A Self-Learning Particle Swarm Optimizer for Global Optimization Problems

Abstract: Particle swarm optimization (PSO) has been shown as an effective tool for solving global optimization problems. So far, most PSO algorithms use a single learning pattern for all particles, which means that all particles in a swarm use the same strategy. This monotonic learning pattern may cause the lack of intelligence for a particular particle, which makes it unable to deal with different complex situations. This paper presents a novel algorithm, called self-learning particle swarm optimizer (SLPSO), for global optimization problems. In SLPSO, each particle has a set of four strategies to cope with different situations in the search space. The cooperation of the four strategies is implemented by an adaptive learning framework at the individual level, which can enable a particle to choose the optimal strategy according to its own local fitness landscape.
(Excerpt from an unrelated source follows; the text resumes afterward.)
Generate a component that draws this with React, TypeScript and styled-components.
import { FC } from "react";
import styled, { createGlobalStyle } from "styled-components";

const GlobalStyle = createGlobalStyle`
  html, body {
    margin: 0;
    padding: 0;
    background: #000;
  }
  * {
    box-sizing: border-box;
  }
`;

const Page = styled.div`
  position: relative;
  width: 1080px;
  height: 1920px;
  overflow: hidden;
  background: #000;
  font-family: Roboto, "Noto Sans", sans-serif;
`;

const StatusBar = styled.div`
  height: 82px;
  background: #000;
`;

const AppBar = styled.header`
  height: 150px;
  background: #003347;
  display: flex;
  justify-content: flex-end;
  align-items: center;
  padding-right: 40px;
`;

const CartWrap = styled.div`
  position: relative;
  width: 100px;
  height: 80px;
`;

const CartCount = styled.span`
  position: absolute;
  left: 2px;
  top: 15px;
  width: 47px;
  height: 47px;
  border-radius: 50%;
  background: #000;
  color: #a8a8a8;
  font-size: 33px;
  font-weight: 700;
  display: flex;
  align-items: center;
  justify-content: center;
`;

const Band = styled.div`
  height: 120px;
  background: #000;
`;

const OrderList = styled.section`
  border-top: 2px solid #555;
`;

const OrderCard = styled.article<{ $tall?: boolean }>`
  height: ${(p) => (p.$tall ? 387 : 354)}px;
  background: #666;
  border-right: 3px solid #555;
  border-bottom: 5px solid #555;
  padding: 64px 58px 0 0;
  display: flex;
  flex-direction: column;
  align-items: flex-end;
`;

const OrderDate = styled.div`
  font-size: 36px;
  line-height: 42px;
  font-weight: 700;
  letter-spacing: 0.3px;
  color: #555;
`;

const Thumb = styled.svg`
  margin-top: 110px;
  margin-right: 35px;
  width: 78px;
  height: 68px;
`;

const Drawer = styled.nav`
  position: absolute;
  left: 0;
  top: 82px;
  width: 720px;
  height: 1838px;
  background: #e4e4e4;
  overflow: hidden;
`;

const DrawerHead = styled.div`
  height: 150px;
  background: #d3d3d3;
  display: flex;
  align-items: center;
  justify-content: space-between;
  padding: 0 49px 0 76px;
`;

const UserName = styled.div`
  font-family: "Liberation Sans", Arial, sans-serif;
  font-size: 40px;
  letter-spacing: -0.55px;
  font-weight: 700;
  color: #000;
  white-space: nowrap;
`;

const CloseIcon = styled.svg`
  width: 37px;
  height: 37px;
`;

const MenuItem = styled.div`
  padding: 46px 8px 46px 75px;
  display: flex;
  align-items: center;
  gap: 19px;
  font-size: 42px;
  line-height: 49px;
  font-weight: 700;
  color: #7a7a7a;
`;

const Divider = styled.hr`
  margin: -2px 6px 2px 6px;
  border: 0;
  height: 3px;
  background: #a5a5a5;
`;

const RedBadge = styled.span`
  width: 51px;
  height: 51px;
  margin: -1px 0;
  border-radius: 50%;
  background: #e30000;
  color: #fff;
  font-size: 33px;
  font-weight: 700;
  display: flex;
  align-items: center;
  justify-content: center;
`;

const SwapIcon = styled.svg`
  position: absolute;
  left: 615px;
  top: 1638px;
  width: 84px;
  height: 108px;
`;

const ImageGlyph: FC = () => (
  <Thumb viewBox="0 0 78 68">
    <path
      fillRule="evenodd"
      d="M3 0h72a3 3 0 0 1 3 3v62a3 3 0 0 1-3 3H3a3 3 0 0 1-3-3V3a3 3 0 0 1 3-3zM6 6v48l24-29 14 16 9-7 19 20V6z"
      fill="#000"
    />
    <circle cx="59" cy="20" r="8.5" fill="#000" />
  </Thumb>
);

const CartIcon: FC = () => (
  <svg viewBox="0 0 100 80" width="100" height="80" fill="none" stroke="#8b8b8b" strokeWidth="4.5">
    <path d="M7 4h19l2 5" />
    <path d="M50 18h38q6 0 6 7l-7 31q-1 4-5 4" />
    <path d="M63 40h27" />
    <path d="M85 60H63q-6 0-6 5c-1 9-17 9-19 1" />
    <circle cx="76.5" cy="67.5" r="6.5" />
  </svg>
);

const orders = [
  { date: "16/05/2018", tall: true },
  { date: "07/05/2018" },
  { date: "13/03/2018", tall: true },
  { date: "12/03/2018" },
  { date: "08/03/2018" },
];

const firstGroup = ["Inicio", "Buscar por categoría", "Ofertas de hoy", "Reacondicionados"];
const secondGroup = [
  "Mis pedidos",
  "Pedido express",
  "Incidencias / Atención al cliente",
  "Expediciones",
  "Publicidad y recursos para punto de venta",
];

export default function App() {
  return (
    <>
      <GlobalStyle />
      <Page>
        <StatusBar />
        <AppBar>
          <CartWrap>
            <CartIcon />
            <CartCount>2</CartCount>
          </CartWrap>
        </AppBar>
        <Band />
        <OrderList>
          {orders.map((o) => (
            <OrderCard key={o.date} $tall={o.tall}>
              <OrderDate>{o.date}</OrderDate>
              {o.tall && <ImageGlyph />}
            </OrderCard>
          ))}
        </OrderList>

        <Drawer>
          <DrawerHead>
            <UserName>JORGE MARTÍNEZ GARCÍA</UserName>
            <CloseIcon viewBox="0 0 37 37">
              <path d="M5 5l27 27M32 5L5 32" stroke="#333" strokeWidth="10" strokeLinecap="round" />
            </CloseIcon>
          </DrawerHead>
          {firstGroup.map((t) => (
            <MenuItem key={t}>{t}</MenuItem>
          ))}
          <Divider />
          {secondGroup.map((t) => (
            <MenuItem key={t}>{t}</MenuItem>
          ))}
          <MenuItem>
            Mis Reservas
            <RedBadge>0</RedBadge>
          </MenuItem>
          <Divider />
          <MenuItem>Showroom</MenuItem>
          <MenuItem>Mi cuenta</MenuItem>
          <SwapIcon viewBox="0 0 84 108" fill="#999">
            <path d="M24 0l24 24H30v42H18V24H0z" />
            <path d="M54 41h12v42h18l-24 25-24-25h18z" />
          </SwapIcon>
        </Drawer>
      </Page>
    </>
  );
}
The experimental study on a set of 45 test functions and two real-world problems show that SLPSO has a superior performance in comparison with several other peer algorithms.
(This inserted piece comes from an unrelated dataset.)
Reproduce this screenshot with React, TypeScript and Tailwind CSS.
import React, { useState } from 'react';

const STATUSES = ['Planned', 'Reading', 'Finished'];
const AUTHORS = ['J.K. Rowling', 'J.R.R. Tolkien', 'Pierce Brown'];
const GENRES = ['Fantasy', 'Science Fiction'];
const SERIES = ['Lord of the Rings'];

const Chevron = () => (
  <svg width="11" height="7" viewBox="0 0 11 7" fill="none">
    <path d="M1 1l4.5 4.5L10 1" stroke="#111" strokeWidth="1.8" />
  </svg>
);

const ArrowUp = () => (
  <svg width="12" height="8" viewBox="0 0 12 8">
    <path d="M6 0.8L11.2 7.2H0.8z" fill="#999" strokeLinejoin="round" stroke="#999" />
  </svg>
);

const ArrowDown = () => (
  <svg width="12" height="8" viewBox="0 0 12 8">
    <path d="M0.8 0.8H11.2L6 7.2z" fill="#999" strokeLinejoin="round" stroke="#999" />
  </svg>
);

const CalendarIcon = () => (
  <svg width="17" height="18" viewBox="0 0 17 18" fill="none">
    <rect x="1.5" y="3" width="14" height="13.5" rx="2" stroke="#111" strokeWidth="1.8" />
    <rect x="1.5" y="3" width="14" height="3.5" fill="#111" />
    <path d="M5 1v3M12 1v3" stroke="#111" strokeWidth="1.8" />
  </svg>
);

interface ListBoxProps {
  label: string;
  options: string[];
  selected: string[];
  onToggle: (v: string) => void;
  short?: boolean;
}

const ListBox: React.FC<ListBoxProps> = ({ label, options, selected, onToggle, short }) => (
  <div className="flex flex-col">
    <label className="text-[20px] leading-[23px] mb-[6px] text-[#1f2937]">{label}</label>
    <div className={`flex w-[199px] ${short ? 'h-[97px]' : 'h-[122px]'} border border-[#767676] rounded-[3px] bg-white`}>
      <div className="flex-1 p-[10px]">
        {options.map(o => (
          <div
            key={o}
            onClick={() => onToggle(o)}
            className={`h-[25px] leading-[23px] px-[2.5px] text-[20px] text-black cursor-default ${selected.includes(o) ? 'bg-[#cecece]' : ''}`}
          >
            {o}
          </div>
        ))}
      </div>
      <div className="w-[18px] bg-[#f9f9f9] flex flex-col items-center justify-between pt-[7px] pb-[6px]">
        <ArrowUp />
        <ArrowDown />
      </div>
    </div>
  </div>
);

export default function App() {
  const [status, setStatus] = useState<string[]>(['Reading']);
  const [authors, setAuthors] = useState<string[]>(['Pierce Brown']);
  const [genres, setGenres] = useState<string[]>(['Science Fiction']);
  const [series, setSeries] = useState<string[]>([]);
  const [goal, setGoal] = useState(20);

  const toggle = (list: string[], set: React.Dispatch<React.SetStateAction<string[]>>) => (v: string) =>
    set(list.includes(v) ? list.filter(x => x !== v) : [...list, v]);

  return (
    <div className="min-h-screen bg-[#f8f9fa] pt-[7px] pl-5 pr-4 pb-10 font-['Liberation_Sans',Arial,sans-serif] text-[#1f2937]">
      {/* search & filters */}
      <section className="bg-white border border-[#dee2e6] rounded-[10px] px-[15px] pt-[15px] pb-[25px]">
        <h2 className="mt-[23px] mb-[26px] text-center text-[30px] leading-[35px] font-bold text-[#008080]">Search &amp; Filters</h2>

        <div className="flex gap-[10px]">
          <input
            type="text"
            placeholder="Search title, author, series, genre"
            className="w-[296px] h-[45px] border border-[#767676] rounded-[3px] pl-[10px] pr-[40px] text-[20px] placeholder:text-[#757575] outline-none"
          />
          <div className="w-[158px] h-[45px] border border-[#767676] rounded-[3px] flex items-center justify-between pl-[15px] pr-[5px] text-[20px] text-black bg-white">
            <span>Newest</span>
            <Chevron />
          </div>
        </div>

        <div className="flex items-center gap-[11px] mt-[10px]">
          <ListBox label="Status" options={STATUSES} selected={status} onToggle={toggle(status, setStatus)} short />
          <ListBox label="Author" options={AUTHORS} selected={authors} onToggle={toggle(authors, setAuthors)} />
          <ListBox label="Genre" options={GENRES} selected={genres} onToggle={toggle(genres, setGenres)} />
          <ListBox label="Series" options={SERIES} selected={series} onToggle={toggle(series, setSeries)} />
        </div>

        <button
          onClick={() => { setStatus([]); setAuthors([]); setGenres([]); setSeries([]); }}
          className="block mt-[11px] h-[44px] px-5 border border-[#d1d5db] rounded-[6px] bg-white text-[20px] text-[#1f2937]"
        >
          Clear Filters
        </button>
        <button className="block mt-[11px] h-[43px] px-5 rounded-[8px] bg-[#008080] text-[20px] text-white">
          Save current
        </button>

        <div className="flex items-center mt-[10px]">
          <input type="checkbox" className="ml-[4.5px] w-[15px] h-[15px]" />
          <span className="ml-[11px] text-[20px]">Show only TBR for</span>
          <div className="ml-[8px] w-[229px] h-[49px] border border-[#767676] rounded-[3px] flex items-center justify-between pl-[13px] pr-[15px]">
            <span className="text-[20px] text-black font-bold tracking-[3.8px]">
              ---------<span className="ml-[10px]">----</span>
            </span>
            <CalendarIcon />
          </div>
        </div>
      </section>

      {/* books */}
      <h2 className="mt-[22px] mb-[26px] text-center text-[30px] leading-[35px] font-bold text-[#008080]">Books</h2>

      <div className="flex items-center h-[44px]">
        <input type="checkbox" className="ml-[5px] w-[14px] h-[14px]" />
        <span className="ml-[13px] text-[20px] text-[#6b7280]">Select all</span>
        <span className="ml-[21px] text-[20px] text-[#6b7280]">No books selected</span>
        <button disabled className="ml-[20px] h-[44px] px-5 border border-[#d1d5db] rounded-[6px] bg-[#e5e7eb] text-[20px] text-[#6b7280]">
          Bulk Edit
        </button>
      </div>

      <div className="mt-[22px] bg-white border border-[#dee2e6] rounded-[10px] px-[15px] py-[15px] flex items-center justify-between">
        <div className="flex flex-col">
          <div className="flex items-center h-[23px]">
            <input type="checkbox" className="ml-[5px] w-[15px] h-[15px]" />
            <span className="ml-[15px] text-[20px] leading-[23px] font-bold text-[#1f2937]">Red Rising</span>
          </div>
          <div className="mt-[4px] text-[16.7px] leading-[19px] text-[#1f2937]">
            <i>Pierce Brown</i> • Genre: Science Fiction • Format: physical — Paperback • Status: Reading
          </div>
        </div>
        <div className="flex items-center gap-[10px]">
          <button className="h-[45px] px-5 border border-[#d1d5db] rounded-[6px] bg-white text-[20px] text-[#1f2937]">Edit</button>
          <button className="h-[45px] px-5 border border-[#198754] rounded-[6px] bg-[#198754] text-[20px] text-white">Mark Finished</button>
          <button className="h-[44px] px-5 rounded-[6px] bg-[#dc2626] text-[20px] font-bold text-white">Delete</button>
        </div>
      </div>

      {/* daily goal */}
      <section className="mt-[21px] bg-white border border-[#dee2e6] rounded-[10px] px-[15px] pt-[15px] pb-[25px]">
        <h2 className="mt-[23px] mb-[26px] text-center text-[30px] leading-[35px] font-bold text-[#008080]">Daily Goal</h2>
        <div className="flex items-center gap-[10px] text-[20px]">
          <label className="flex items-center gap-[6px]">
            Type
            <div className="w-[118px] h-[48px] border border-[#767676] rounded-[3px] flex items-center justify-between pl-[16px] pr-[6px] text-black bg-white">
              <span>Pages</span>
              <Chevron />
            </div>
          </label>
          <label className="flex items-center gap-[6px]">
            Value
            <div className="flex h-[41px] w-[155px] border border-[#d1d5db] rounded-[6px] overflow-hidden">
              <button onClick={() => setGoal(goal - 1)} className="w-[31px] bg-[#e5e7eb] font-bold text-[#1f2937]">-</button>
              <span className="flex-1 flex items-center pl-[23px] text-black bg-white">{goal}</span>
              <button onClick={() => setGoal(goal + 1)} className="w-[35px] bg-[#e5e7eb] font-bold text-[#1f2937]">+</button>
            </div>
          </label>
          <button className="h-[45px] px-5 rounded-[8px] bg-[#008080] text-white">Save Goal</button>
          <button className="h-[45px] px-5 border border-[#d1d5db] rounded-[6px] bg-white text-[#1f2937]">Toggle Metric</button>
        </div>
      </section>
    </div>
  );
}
A General Framework of Multipopulation Methods With Clustering in Undetectable Dynamic Environments

Abstract: To solve dynamic optimization problems, multiple population methods are used to enhance the population diversity for an algorithm with the aim of maintaining multiple populations in different subareas in the fitness landscape. Many experimental studies have shown that locating and tracking multiple relatively good optima rather than a single global optimum is an effective idea in dynamic environments. However, several challenges need to be addressed when multipopulation methods are applied, e.g., how to create multiple populations, how to maintain them in different subareas, and how to deal with the situation where changes cannot be detected or predicted. To address these issues, this paper investigates a hierarchical clustering method to locate and track multiple optima for dynamic optimization problems. To deal with undetectable dynamic environments, this paper applies the random immigrants method without change detection based on a mechanism that can automatically reduce redundant individuals in the search space throughout the run. These methods are implemented into several research areas, including particle swarm optimization, genetic algorithm, and differential evolution. An experimental study is conducted based on the moving peaks benchmark to test the performance with several other algorithms from the literature. The experimental results show the efficiency of the clustering method for locating and tracking multiple optima in comparison with other algorithms based on multipopulation methods on the moving peaks benchmark.
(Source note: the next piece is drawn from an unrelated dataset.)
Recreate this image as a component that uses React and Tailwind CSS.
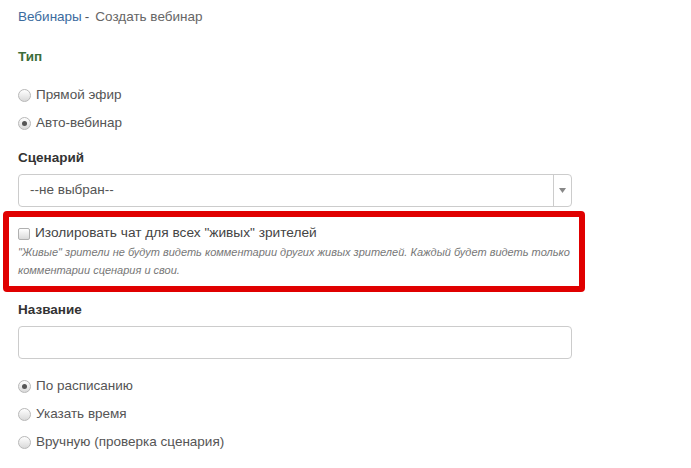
import React from "react";

function Radio({ checked, label }) {
  return (
    <label className="flex items-center h-[20px] text-[13.5px] text-[#555]">
      <span className="relative w-[13px] h-[13px] rounded-full border border-[#b8b8b8] bg-gradient-to-b from-white to-[#d9d9d9] flex items-center justify-center">
        {checked && <span className="w-[5px] h-[5px] rounded-full bg-[#555]" />}
      </span>
      <span className="ml-[5px]">{label}</span>
    </label>
  );
}

export default function App() {
  return (
    <div
      className="w-[691px] h-[468px] bg-white pl-[18px] overflow-hidden"
      style={{ fontFamily: '"Liberation Sans", Arial, sans-serif' }}
    >
      {/* breadcrumb */}
      <div className="h-[20px] mt-[7px] flex items-center text-[13.5px]">
        <a className="text-[#3b6b9e]">Вебинары</a>
        <span className="text-[#555] ml-[3px]">-</span>
        <span className="text-[#666] ml-[6px]">Создать вебинар</span>
      </div>

      <div className="h-[20px] mt-[20px] flex items-center text-[13.5px] font-bold text-[#3c6d3a]">
        Тип
      </div>

      <div className="mt-[18px] flex flex-col gap-[8px]">
        <Radio label="Прямой эфир" />
        <Radio checked label="Авто-вебинар" />
      </div>

      <div className="h-[20px] mt-[15px] flex items-center text-[13.5px] font-bold text-[#333]">
        Сценарий
      </div>

      <div className="mt-[6px] w-[554px] h-[33px] border border-[#ccc] rounded-[4px] flex">
        <div className="flex-1 flex items-center pl-[11px] text-[13.5px] text-[#555]">
          --не выбран--
        </div>
        <div className="w-[18px] border-l border-[#ccc] flex items-center justify-center">
          <svg width="7" height="5" viewBox="0 0 7 5">
            <path d="M0 0h7L3.5 5z" fill="#888" />
          </svg>
        </div>
      </div>

      {/* highlighted block */}
      <div className="mt-[4px] ml-[-15px] w-[582px] h-[81px] border-[6px] border-[#e00000] rounded-[4px] pl-[9px] pt-[7px]">
        <label className="flex items-center h-[19px] text-[13.7px] text-[#444]">
          <span className="w-[12px] h-[12px] rounded-[2px] border border-[#b0b0b0] bg-gradient-to-b from-white to-[#dadada]" />
          <span className="ml-[5px]">Изолировать чат для всех "живых" зрителей</span>
        </label>
        <p className="w-[560px] text-[11px] leading-[18px] italic text-[#777]">
          "Живые" зрители не будут видеть комментарии других живых зрителей. Каждый будет видеть только
          <br />
          комментарии сценария и свои.
        </p>
      </div>

      <div className="h-[20px] mt-[8px] flex items-center text-[13.5px] font-bold text-[#333]">
        Название
      </div>

      <div className="mt-[6px] w-[554px] h-[33px] border border-[#ccc] rounded-[4px]" />

      <div className="mt-[17px] flex flex-col gap-[8px]">
        <Radio checked label="По расписанию" />
        <Radio label="Указать время" />
        <Radio label="Вручную (проверка сценария)" />
      </div>
    </div>
  );
}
Maintaining diversity by clustering in dynamic environments

Abstract: Maintaining population diversity is a crucial issue for the performance of evolutionary algorithms (EAs) in dynamic environments. In the literature of EAs for dynamic optimization problems (DOPs), many studies have been done to address this issue based on change detection techniques. However, many changes are hard or impractical to be detected in real-world applications. Although, some research has been done by means of maintaining diversity without change detection. These methods are not effective because the continuous focus on diversity slows down the optimization process. This paper presents a maintaining diversity method without change detection based on a clustering technique. The method was implemented through particle swarm optimization (PSO), which was named CPSOR. The performance of the CPSOR algorithm was evaluated on the GDBG benchmark. A comparison study with another algorithm based on change detection has shown the effectiveness of the CPSOR algorithm for tracking and locating the global optimum in dynamic environments.